◆ REQUIREMENT ◆
Set down exactly, please, each line from the one containing "The picture is" through the one containing "const BLUE = 'text-[#4a90e2]';", both lines included, and no other line.

== DATA EXTRACT

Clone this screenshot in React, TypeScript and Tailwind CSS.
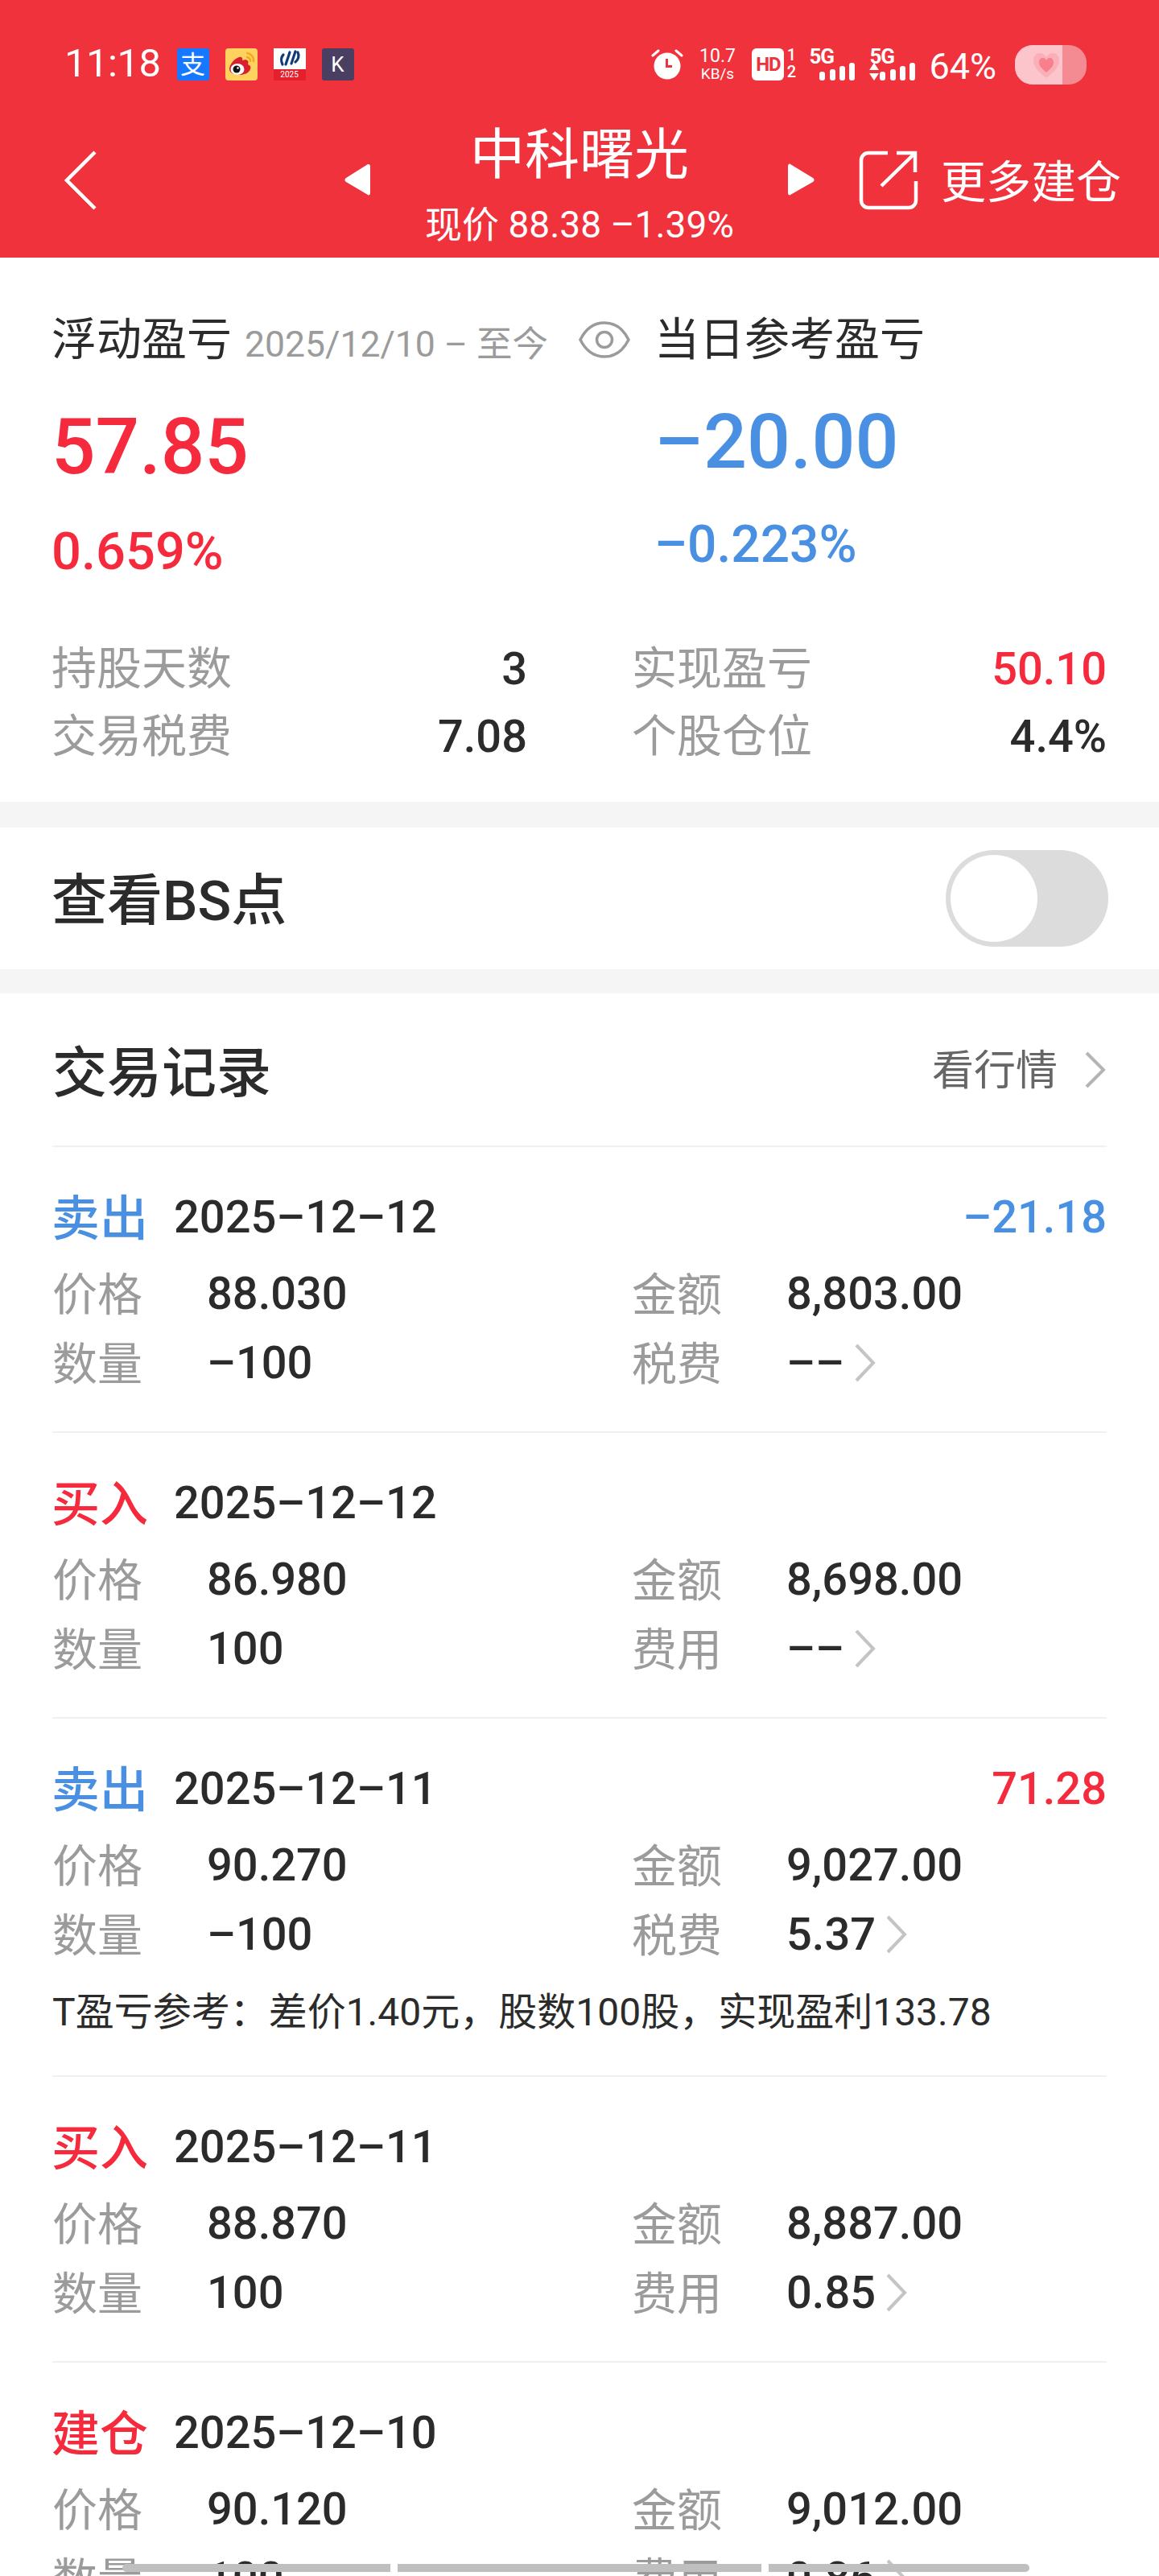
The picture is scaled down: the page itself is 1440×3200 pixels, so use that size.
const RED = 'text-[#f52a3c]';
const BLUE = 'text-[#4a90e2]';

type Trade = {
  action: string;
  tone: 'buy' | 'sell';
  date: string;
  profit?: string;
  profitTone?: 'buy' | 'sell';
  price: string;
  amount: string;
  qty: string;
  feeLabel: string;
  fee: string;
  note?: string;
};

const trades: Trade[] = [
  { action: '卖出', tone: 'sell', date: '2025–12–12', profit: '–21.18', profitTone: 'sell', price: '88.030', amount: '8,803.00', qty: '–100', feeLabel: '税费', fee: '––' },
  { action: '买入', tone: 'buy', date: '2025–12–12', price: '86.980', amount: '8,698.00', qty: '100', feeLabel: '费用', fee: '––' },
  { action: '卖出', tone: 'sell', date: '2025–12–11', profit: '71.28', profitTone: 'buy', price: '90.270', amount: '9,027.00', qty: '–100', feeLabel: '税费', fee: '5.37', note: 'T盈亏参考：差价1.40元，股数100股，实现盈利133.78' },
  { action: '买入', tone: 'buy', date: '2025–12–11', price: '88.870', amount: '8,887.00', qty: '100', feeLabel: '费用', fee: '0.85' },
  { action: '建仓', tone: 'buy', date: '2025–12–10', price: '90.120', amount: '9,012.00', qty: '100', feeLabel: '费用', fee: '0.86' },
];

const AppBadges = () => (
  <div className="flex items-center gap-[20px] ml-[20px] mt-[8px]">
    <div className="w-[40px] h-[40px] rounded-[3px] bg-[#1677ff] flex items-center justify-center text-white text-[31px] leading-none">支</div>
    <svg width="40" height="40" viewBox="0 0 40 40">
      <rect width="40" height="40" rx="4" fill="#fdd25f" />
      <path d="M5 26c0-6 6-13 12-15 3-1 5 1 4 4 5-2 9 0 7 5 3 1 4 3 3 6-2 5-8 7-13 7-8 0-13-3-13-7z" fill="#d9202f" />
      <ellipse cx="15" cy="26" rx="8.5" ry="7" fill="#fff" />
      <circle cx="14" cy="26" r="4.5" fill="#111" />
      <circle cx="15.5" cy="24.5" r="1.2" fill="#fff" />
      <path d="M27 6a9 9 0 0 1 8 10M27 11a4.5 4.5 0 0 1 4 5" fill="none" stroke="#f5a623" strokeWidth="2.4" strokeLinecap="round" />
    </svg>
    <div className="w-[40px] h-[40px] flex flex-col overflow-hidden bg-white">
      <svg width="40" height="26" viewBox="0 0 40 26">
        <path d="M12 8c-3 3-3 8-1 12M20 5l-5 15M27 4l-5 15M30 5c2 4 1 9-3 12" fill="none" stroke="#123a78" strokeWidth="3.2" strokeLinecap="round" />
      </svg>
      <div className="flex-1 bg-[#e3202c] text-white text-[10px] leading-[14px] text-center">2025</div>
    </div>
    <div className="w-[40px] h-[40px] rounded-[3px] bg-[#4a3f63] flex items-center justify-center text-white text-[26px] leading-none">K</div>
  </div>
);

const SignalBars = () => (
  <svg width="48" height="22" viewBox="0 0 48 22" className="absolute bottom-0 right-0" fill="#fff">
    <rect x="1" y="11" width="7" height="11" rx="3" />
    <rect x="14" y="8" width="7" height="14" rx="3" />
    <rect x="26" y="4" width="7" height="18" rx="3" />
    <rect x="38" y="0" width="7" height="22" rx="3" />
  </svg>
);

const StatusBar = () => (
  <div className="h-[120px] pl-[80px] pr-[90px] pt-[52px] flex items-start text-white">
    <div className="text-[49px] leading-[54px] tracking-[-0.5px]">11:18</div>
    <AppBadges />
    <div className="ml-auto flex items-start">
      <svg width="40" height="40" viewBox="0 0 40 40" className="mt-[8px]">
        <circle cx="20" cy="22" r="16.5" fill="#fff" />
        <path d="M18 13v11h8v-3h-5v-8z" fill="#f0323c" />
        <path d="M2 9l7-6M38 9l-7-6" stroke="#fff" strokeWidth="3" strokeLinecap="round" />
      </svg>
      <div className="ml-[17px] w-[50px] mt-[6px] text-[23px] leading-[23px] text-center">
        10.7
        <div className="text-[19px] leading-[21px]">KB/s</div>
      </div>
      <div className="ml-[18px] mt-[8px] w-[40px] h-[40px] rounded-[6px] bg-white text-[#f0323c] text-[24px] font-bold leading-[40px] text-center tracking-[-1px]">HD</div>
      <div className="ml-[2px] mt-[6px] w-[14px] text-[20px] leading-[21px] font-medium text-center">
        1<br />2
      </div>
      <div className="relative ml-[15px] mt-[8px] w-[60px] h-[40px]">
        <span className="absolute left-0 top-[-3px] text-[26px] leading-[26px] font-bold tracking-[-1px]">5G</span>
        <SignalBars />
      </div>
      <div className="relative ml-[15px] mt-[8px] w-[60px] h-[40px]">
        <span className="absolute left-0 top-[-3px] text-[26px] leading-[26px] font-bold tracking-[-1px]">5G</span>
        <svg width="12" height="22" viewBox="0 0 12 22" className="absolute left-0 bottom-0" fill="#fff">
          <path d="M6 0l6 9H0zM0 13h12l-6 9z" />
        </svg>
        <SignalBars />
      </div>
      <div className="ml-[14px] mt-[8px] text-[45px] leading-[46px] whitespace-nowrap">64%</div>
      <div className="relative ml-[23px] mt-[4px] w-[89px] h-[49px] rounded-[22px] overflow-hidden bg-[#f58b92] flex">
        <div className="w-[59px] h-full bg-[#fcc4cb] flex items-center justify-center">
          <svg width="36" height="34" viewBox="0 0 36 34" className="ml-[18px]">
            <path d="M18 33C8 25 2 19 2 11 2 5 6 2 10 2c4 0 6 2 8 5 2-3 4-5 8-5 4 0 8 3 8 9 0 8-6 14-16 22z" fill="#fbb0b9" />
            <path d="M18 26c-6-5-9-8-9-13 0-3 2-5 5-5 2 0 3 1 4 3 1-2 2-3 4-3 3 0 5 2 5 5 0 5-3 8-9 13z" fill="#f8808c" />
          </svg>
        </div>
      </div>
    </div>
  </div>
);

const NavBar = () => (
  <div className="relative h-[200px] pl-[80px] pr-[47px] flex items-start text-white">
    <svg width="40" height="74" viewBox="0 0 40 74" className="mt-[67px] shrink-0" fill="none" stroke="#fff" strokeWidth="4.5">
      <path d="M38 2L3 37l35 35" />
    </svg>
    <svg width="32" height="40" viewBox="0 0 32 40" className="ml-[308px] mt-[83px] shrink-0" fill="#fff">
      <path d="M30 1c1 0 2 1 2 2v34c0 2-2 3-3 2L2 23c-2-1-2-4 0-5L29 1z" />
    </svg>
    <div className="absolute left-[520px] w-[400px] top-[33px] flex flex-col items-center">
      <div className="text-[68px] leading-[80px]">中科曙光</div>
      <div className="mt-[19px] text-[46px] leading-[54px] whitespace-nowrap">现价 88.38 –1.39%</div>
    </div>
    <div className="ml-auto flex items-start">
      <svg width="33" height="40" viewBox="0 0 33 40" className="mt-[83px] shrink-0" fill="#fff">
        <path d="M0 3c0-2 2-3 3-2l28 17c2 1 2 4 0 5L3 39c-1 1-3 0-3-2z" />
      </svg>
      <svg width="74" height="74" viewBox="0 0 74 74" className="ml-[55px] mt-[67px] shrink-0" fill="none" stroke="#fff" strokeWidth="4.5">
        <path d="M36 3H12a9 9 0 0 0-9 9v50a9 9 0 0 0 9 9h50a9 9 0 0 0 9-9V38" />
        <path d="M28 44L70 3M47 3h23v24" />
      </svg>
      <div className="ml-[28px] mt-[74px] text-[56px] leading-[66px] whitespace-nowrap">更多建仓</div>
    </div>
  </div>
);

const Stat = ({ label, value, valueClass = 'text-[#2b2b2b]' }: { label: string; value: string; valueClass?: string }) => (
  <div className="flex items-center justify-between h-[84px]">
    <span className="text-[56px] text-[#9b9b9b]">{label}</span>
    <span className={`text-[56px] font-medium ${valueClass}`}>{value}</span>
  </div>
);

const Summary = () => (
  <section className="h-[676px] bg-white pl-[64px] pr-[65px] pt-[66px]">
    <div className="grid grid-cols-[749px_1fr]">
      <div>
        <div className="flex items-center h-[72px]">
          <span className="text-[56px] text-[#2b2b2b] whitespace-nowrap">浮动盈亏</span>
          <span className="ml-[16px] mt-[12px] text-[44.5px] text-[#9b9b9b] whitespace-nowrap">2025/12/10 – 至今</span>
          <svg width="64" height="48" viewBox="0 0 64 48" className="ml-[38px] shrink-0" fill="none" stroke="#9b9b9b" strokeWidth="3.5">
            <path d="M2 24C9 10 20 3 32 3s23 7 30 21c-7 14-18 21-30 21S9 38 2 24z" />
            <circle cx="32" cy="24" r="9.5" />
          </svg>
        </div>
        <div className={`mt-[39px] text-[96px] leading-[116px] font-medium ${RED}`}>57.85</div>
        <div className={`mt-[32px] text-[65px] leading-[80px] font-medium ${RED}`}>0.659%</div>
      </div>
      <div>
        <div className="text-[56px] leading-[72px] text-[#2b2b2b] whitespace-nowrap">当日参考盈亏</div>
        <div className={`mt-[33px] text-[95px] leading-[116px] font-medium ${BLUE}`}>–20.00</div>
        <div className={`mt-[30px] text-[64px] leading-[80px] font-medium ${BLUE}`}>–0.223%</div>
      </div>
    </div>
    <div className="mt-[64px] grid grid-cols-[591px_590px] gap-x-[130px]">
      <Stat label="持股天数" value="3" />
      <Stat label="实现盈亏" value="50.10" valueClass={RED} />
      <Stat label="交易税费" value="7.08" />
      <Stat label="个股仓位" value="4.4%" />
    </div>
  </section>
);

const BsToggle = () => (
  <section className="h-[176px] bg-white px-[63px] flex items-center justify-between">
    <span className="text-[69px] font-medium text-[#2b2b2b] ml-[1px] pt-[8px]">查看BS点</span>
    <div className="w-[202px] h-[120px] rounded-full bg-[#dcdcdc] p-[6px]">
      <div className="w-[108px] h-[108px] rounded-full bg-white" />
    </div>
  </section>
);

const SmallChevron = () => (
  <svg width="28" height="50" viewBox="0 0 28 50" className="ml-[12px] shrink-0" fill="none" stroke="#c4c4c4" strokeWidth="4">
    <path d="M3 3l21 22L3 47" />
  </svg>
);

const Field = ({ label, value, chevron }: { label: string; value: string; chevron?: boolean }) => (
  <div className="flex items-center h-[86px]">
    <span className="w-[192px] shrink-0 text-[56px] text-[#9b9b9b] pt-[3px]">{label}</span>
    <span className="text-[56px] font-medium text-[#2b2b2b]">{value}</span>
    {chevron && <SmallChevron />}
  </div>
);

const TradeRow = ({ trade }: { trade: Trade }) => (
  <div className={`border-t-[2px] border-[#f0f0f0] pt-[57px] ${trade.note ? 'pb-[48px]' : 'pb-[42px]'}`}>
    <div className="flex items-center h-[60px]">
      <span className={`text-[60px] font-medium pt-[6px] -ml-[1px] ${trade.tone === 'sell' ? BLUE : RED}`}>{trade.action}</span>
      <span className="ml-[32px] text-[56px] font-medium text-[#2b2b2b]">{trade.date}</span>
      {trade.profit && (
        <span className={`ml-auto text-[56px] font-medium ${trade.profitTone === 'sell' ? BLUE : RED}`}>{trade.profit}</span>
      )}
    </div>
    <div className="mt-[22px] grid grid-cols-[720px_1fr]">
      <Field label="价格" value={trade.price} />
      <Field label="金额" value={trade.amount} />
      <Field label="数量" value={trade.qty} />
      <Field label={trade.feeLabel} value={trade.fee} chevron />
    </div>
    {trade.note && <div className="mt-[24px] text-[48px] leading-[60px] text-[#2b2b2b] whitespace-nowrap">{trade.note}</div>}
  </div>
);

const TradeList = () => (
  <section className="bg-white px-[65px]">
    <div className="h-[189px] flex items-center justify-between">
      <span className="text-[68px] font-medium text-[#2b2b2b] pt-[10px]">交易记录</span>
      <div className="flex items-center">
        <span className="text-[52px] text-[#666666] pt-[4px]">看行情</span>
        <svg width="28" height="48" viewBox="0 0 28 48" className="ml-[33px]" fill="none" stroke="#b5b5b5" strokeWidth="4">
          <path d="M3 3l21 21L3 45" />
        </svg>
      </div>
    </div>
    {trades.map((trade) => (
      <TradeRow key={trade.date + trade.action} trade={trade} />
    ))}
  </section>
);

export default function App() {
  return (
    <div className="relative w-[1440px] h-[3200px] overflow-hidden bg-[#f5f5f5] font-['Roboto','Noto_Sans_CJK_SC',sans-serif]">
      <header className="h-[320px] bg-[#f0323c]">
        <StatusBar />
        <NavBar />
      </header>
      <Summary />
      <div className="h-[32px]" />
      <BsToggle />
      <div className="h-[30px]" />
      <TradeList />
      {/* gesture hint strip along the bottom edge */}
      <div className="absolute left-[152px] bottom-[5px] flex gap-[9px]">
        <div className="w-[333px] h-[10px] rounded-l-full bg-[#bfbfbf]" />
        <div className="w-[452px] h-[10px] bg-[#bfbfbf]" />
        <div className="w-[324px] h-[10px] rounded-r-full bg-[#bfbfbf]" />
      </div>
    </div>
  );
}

====

◆ EXPECTED ANSWER ◆
The picture is scaled down: the page itself is 1440×3200 pixels, so use that size.
const RED = 'text-[#f52a3c]';
const BLUE = 'text-[#4a90e2]';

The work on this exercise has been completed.